Thursday, April 9, 2015

On Portland cityscapes, Texas cotton fields, and Wasatch mountains.




I sat next to a man today on the airplane who runs cost estimates for highway projects.  He was born in Utah, has lived in Utah all his life, and he told me he will probably die in Utah.

Part of me wondered if it wasn't a shame for a person to stay in one place for their entire life.

Another part of me wondered why I have occasionally felt a lack of grounding...like a man without a country.

Another part of me wonders if that is just my nostalgia for Portland talking.


If you ever lived in  Portland for any amount of time, and then moved away--you know what I'm talking about.

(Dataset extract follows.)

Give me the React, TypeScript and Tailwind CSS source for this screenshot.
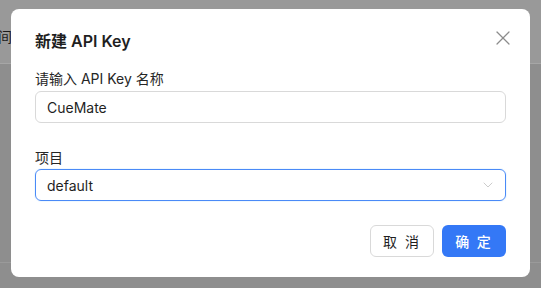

It is, I imagine, what nostalgia for "the old country," feels like.  Portland is my "old country," and I have irrational, sentimental fits of longing for moss and douglas fir trees and rain-wet streets that stay wet hours after the storm passes.

The other day I saw a photograph of Portland and just the image of it made me pine for P-Town as one might for an old lover. Sometimes that longing is visceral. Like a shadow limb.  A ghost of an embrace that has imprinted itself on my skin.


When I lived in Lubbock, it was worse.  The million acres of cotton fields--they were the culprits, those  billowy harbingers of discontent.  It was a two hour drive to the nearest wilderness--and that was dusty canyon land. Portland then felt like some forsaken Eden.


Now I live in Utah, in a valley that sits below Mountains that I once thought were brown.  The day we drove back into Utah County after living in Texas for a few years--an August afternoon in 2012, I remember thinking, ""the mountains look so green."  This is not a word I would have used to describe them 13 years ago when I moved to Utah. This is not a word anyone associates with the Wasatch Front.



But this is home.  For now.  Forever? Who knows.  The sun breaks over those mountains every morning on my way to work, and in the evening, that same light makes the mountains glow a gentle pink. The predominant natural image of my childhood was the everygreen tree--or trees, really. Thousands of them, a legion of green pines and cedars and firs; always the threat that they might take over.  For my boys it will be these mountains--and the way they watch over us like giants, asleep on the valley's edge.


Mountains or trees? Cotton or Cottonwood? Oak or Douglas fir? Endless horizon or endless mountain range? Does it make a difference? has it already?

1 comment:

David Grover said...

That pic of BYU is from before DT was dozed, before the Hinckley Center arrived, and before the JFSB was built.